Entries from a dataset:
■ ■ ■ ■ ■ ■ ■

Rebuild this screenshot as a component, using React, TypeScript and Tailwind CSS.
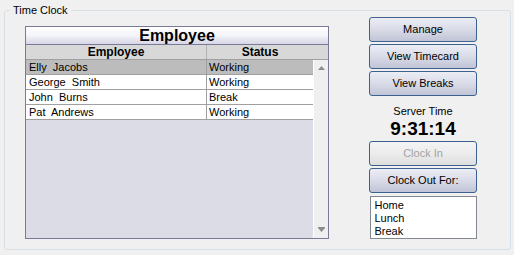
import React from 'react';

const rows = [
  { name: 'Elly  Jacobs', status: 'Working', selected: true },
  { name: 'George  Smith', status: 'Working' },
  { name: 'John  Burns', status: 'Break' },
  { name: 'Pat  Andrews', status: 'Working' },
];

function WinButton({ label, disabled }: { label: string; disabled?: boolean }) {
  return (
    <button
      disabled={disabled}
      className={
        'h-[25px] w-[108px] rounded-[3px] border border-[#3c6190] text-[11px] leading-none ' +
        (disabled
          ? 'bg-gradient-to-b from-[#f4f4f4] via-[#ececec] to-[#dedede] text-[#a3a3a3]'
          : 'bg-gradient-to-b from-[#ecedf5] via-[#d9dbe7] to-[#c0c4d6] text-black')
      }
    >
      {label}
    </button>
  );
}

export default function App() {
  return (
    <div
      className="w-[514px] h-[255px] bg-[#f0f0f0] pt-[4px] px-[4px] text-black"
      style={{ fontFamily: '"Liberation Sans", Arial, sans-serif' }}
    >
      <fieldset className="h-[246px] w-[507px] rounded-[3px] border border-[#d5dfe5]">
        <legend className="ml-[5px] px-[3px] text-[11px] leading-[13px]">Time Clock</legend>
        <div className="flex pl-[20px] pt-[9px]">
          {/* grid */}
          <div className="flex h-[213px] w-[304px] flex-col border border-[#7a7a98]">
            <div className="flex h-[18px] items-center justify-center border-b border-[#7a7a98] bg-gradient-to-b from-white via-[#f4f4fa] to-[#d6d6e6] text-[16px] font-bold leading-none">
              Employee
            </div>
            <div className="flex h-[15px] border-b border-[#a0a0a0] bg-[#d8d8d8] text-[12px] font-bold leading-[15px]">
              <div className="w-[181px] border-r border-[#b0b0b0] text-center">Employee</div>
              <div className="w-[106px] text-center">Status</div>
            </div>
            <div className="flex flex-1">
              <div className="flex w-[287px] flex-col bg-[#dcdce6]">
                {rows.map(r => (
                  <div
                    key={r.name}
                    className={
                      'flex h-[15px] border-b border-[#a0a0a0] text-[11px] leading-[14px] whitespace-pre ' +
                      (r.selected ? 'bg-[#bcbcbc]' : 'bg-white')
                    }
                  >
                    <div className="w-[181px] border-r border-[#a0a0a0] pl-[3px]">{r.name}</div>
                    <div className="w-[106px] pl-[2px]">{r.status}</div>
                  </div>
                ))}
              </div>
              <div className="flex w-[15px] flex-col items-center justify-between border-l border-white bg-[#efefef] py-[6px]">
                <svg width="7" height="4" viewBox="0 0 7 4">
                  <path d="M3.5 0 L7 4 L0 4 Z" fill="#8c8c8c" />
                </svg>
                <svg width="7" height="5" viewBox="0 0 7 5">
                  <rect x="0" y="0" width="7" height="1" fill="#8c8c8c" />
                  <path d="M0 1 L7 1 L3.5 5 Z" fill="#8c8c8c" />
                </svg>
              </div>
            </div>
          </div>

          {/* right column */}
          <div className="ml-[40px] -mt-[9px] flex w-[108px] flex-col items-center">
            <div className="flex flex-col gap-[2px]">
              <WinButton label="Manage" />
              <WinButton label="View Timecard" />
              <WinButton label="View Breaks" />
            </div>
            <div className="mt-[9px] text-[11px] leading-[13px]">Server Time</div>
            <div className="mt-[1px] text-[19px] font-bold leading-[20px]">9:31:14</div>
            <div className="mt-[2px] flex flex-col gap-[2px]">
              <WinButton label="Clock In" disabled />
              <WinButton label="Clock Out For:" />
            </div>
            <div className="mt-[3px] h-[43px] w-[107px] border border-[#828790] bg-white pl-[4px] pt-[2px] text-[11px] leading-[13px]">
              <div>Home</div>
              <div>Lunch</div>
              <div>Break</div>
            </div>
          </div>
        </div>
      </fieldset>
    </div>
  );
}
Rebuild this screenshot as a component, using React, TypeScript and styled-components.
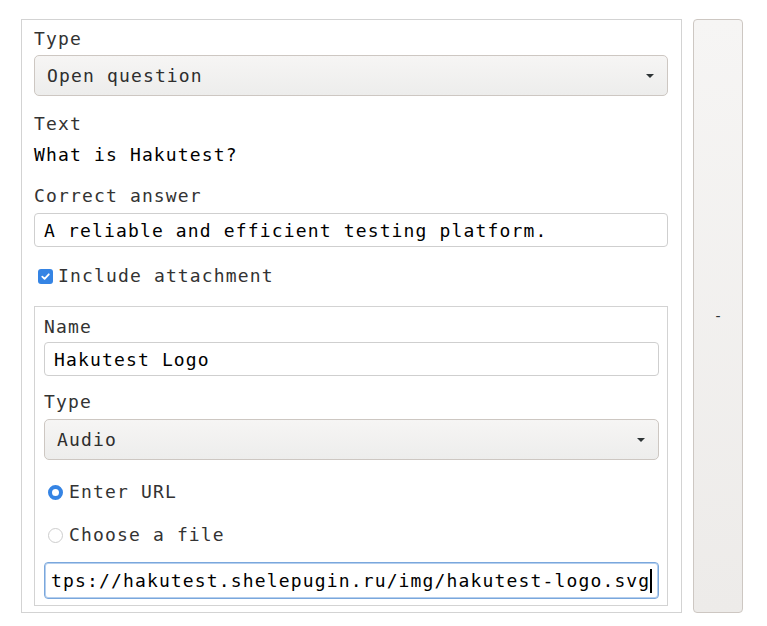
import React from 'react';
import styled, { createGlobalStyle } from 'styled-components';

const GlobalStyle = createGlobalStyle`
    body {
        margin: 0;
        background: #ffffff;
        font-family: "DejaVu Sans Mono", "Liberation Mono", monospace;
    }
`;

const Page = styled.div`
    display: flex;
    gap: 11px;
    padding: 19px 0 0 21px;
    align-items: stretch;
`;

const Panel = styled.div`
    width: 661px;
    box-sizing: border-box;
    border: 1px solid #d3d3d3;
    padding: 8px 13px 6px 12px;
    display: flex;
    flex-direction: column;
`;

const RemoveButton = styled.button`
    width: 50px;
    box-sizing: border-box;
    border: 1px solid #cdc7c2;
    border-radius: 4px;
    background: linear-gradient(#f6f5f4, #edebe9);
    font-family: "DejaVu Sans", sans-serif;
    font-size: 14px;
    color: #2e3436;
    padding: 0;
`;

const Field = styled.div<{ $gap?: number }>`
    display: flex;
    flex-direction: column;
    margin-top: ${(p) => p.$gap ?? 0}px;
`;

const Label = styled.div`
    font-size: 18px;
    letter-spacing: 1.15px;
    line-height: 22px;
    color: #333333;
`;

const Value = styled.div`
    font-size: 18px;
    letter-spacing: 1.15px;
    line-height: 22px;
    color: #000000;
    margin-top: 9px;
`;

const Select = styled.div<{ $gap: number }>`
    margin-top: ${(p) => p.$gap}px;
    height: 41px;
    box-sizing: border-box;
    border: 1px solid #cdc7c2;
    border-radius: 5px;
    background: linear-gradient(#f6f5f4, #ededec);
    display: flex;
    align-items: center;
    justify-content: space-between;
    padding: 0 13px 0 12px;
    font-size: 18px;
    letter-spacing: 1.15px;
    color: #2e2e2e;
`;

const Arrow = styled.span`
    width: 0;
    height: 0;
    border-left: 4px solid transparent;
    border-right: 4px solid transparent;
    border-top: 4px solid #2e3436;
`;

const TextBox = styled.div<{ $gap: number; $focused?: boolean }>`
    margin-top: ${(p) => p.$gap}px;
    height: ${(p) => (p.$focused ? 37 : 34)}px;
    box-sizing: border-box;
    border: 1px solid ${(p) => (p.$focused ? '#7aa7dc' : '#cfcfcf')};
    box-shadow: ${(p) => (p.$focused ? 'inset 0 0 0 1px #b5cfee' : 'none')};
    border-radius: 4px;
    background: #ffffff;
    display: flex;
    align-items: center;
    white-space: nowrap;
    padding: 0 8px 0 ${(p) => (p.$focused ? 6 : 9)}px;
    font-size: 18px;
    letter-spacing: 1.15px;
    color: #000000;
`;

const Caret = styled.span`
    display: inline-block;
    width: 2px;
    height: 24px;
    background: #000;
    flex-shrink: 0;
`;

const CheckRow = styled.label<{ $gap: number }>`
    display: flex;
    align-items: center;
    margin-top: ${(p) => p.$gap}px;
    font-size: 18px;
    letter-spacing: 1.15px;
    line-height: 22px;
    color: #333333;
`;

const CheckBox = styled.span`
    width: 15px;
    height: 15px;
    margin: 0 5px 0 4px;
    border-radius: 3px;
    background: #3584e4;
    display: flex;
    align-items: center;
    justify-content: center;
`;

const Radio = styled.span<{ $checked?: boolean }>`
    width: 15px;
    height: 15px;
    box-sizing: border-box;
    margin: 0 6px 0 4px;
    border-radius: 50%;
    border: ${(p) => (p.$checked ? '4px solid #3584e4' : '1px solid #cdcdcd')};
    background: #ffffff;
`;

const Attachment = styled.div`
    margin-top: 19px;
    border: 1px solid #d3d3d3;
    padding: 9px 8px 6px 9px;
    display: flex;
    flex-direction: column;
`;

export default function App() {
    return (
        <>
            <GlobalStyle />
            <Page>
                <Panel>
                    <Field>
                        <Label>Type</Label>
                        <Select $gap={5}>
                            <span>Open question</span>
                            <Arrow />
                        </Select>
                    </Field>
                    <Field $gap={17}>
                        <Label>Text</Label>
                        <Value>What is Hakutest?</Value>
                    </Field>
                    <Field $gap={19}>
                        <Label>Correct answer</Label>
                        <TextBox $gap={6}>A reliable and efficient testing platform.</TextBox>
                    </Field>
                    <CheckRow $gap={18}>
                        <CheckBox>
                            <svg width="11" height="11" viewBox="0 0 12 12">
                                <path d="M2.5 6.2 L5 8.6 L9.6 3.6" fill="none" stroke="#fff" strokeWidth="2" strokeLinecap="round" strokeLinejoin="round" />
                            </svg>
                        </CheckBox>
                        Include attachment
                    </CheckRow>
                    <Attachment>
                        <Field>
                            <Label>Name</Label>
                            <TextBox $gap={4}>Hakutest Logo</TextBox>
                        </Field>
                        <Field $gap={15}>
                            <Label>Type</Label>
                            <Select $gap={6}>
                                <span>Audio</span>
                                <Arrow />
                            </Select>
                        </Field>
                        <CheckRow $gap={21}>
                            <Radio $checked />
                            Enter URL
                        </CheckRow>
                        <CheckRow $gap={21}>
                            <Radio />
                            Choose a file
                        </CheckRow>
                        <TextBox $gap={16} $focused>
                            <span>tps://hakutest.shelepugin.ru/img/hakutest-logo.svg</span>
                            <Caret />
                        </TextBox>
                    </Attachment>
                </Panel>
                <RemoveButton>-</RemoveButton>
            </Page>
        </>
    );
}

■ ■ ■ ■ ■ ■ ■

Gather from the records above every line containing the string "screenshot".

Rebuild this screenshot as a component, using React, TypeScript and Tailwind CSS.
Rebuild this screenshot as a component, using React, TypeScript and styled-components.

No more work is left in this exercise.